Art and Love and Annemarie's Vision

It's a familiar feeling isn't it, the one described by Erin, in her comment On A Year with Rilke – this closeness to someone when their art touches you, someone one has never met, who may not even be alive....

[she wrote, of Chagall - i don't know how to write his name without saying, dear marc... ]


This love for the distant, for those-not-there and maybe long dead, so-called...

And I was looking at the photo of Annemarie Schwarzenbach, and how she leans on someone else half possessive half afraid, and looks the other way, not at her, she looks to the roadside, sombre, her expression dreamy, her stance though, is robust, determined....She is standing on the road beside the car, and her companion sits on the car bonnet, this famous car they drove across the orient, and she leans against her companion's leg and looks the other way. Ella, her companion, also writer and seeker for life's meaning, traveller, one who sets off and travels into yet more life, she smiles, and her hand rests on her companion's shoulder, the one who leans onto the bonnet of her car and onto Ella's leg so comfortable so intimate, or – so determined to be close, so close as water is, or weather, she says, look, this is as natural as sunlight and will not look her feelings in the eye, she has to look away.



I address my thoughts to her I say, as I translate her work, is this a good word, what did you think, what did you feel, how much of what you did not write is there in that gesture, that longing for consolation, that no-one ever gave you, ever, but a tree gave you, somewhere in Africa, in the Congo, somewhere during the war as you wrote reports and people acted wary of you, there were rumours that you were a spy, because you spoke the language of the enemy, a German-speaking Swiss, hardly to be trusted. No consolation there. But then there was this tree -



A tree gave it to you – vision, consolation, breaking up perceptions into shards of light and colour. A tree in Africa. Strangely, what you wrote about that tree, after you'd returned to Engadine, was never published so I think, it lies in some vault in Berne, in Switzerland, for your friends said, no, that's not the way to write about it, try –


and then you died. You had your vision, and you left, ange inconsolable, as Roger Martin du Gard called you. I am travelling in your writing's footsteps, listening for the echo of the unsaid, the hand you grasped then - when it slipped from yours, the journey to the mountains in an Afghan winter, pressing other hands into your own, but always leaving empty handed.

I wish I was that tree, the rainforest, the heat, the light that reached you, Annemarie.

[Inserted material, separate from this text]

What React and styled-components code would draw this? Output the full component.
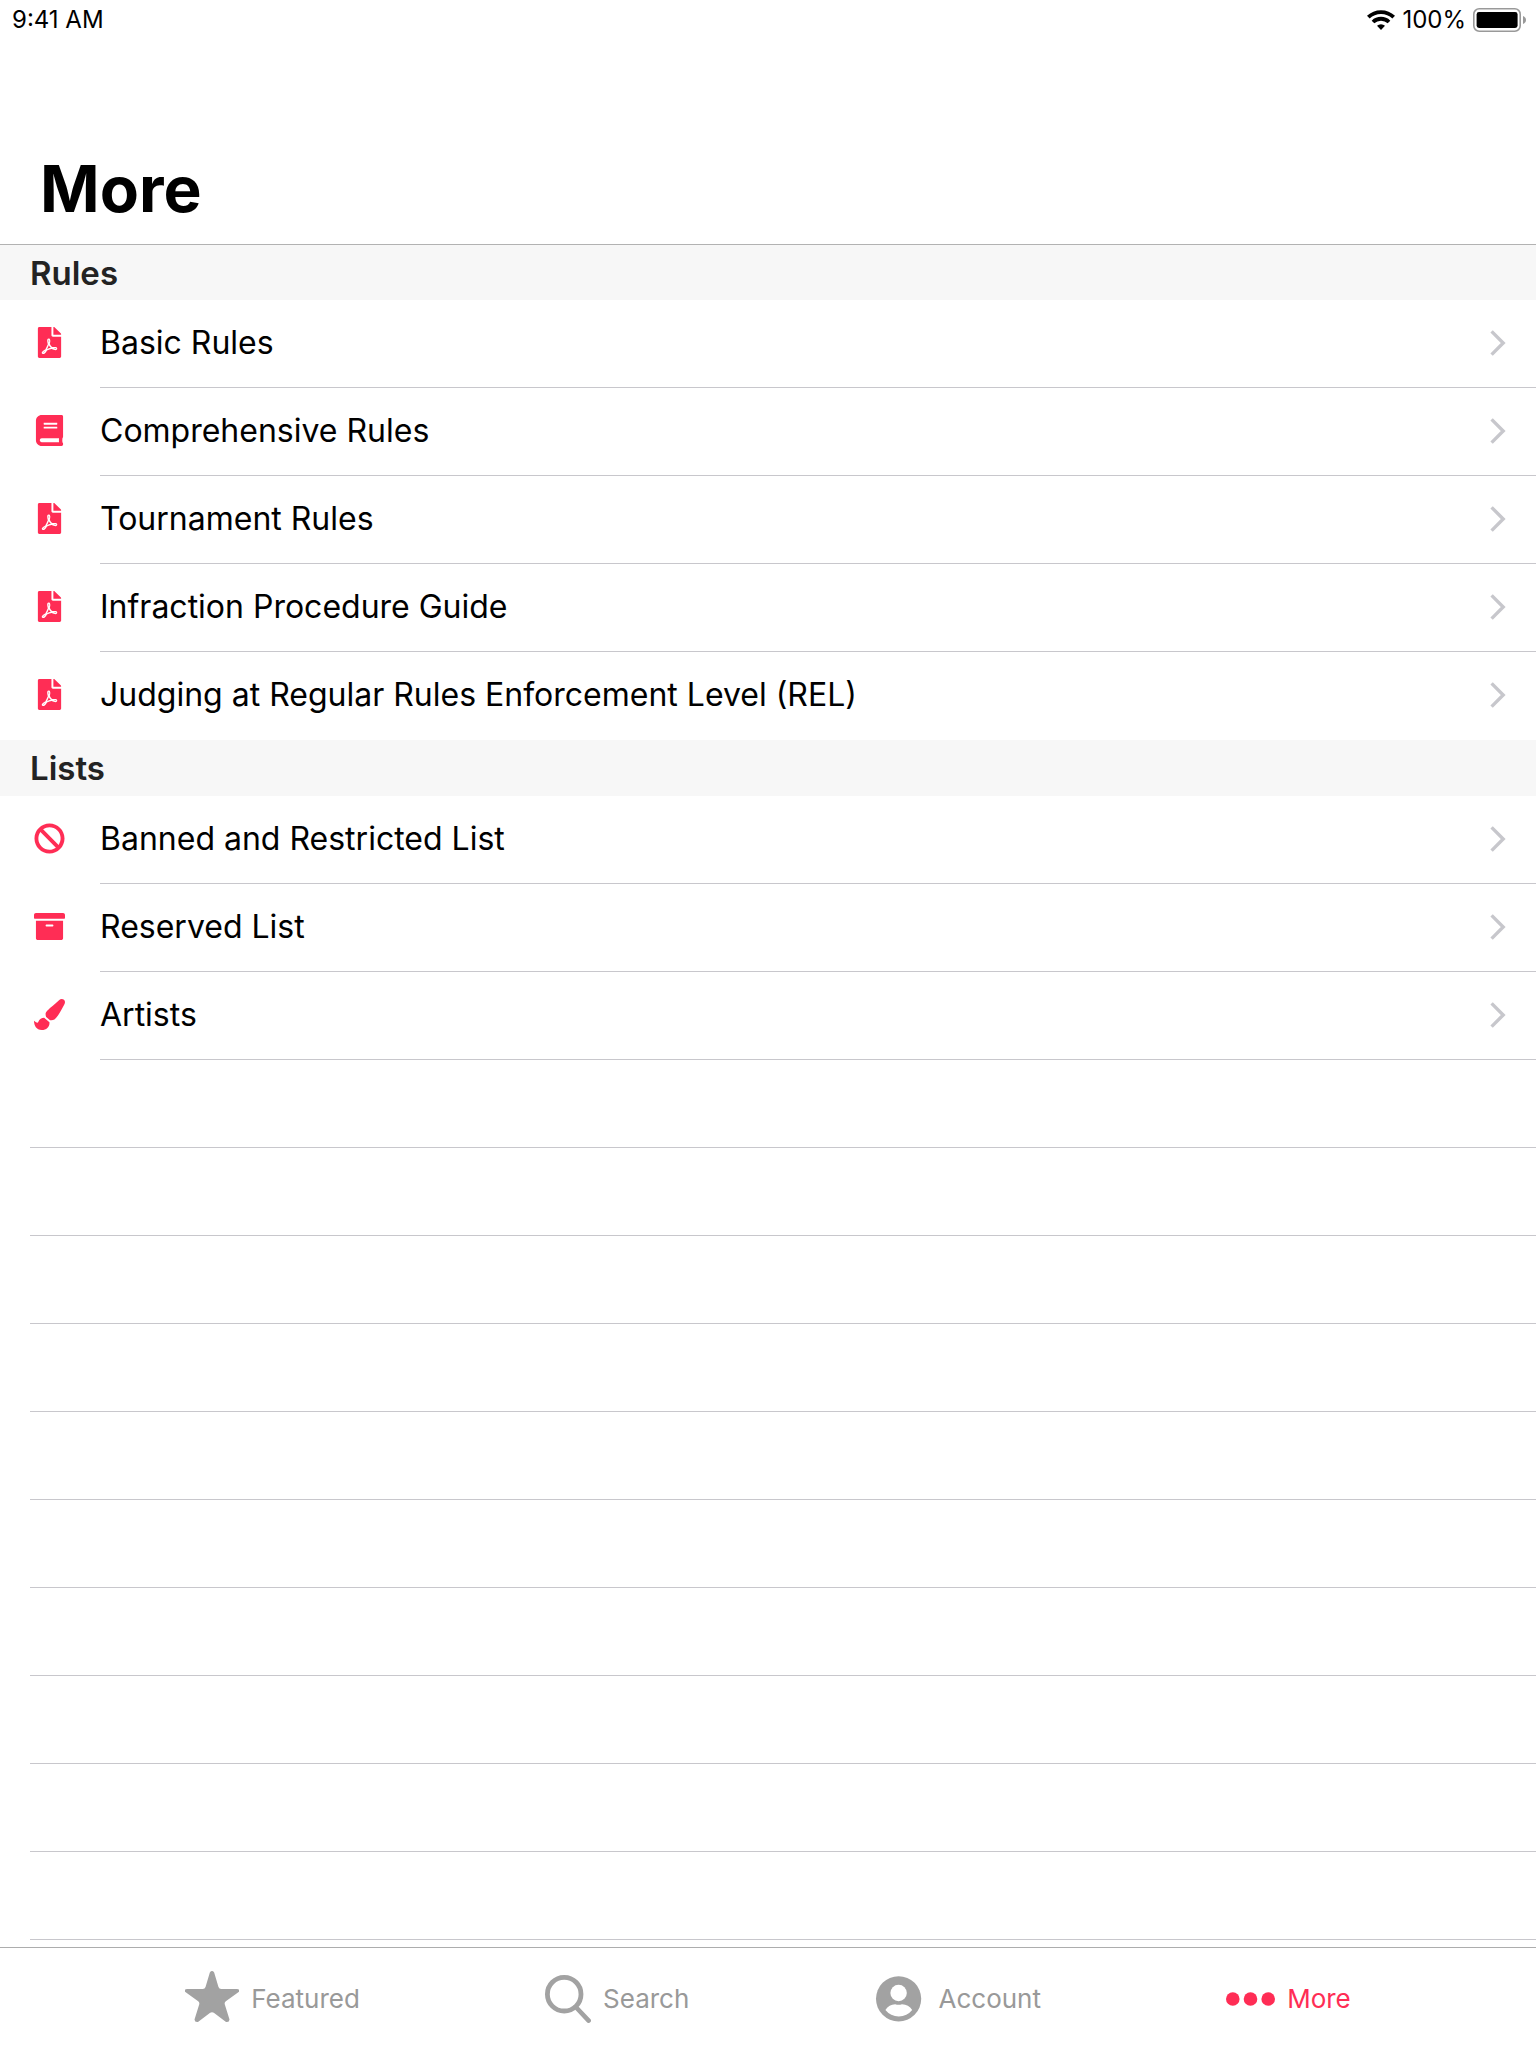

[I read about the details of Annemarie Schwarzenbach's life, and her vision in Africa, in Dominique Laure Miermont's biography of her.]

Comments

Lovely post...... I hadn't thought before about how close one must get to someone when translating their work.It's strange thinking of writing or art of any kind sleeping in a vault unseen....but then hopefully being awakened at the right moment in time.

I love large old American cars and this one is amazing!

Ruby xx
AM said…
wonderful blog.. glad to have stopped by.. :)
dritanje said…
Thanks Ruby, I'm hoping someone will publish her ms one day and also that someone will translate it. Yes it's a great car isn't It?

And thanks Lines and Shades for dropping by. hope you will again!

Morelle x
loved reading this, directed here by your most recent post The Buddhas of Bamiyan.
have often thought you are rather like these women of days gone by who travelled alone, those interpid people, before travelling was so easy to do, because you still travel in a less than easy fashion yourself!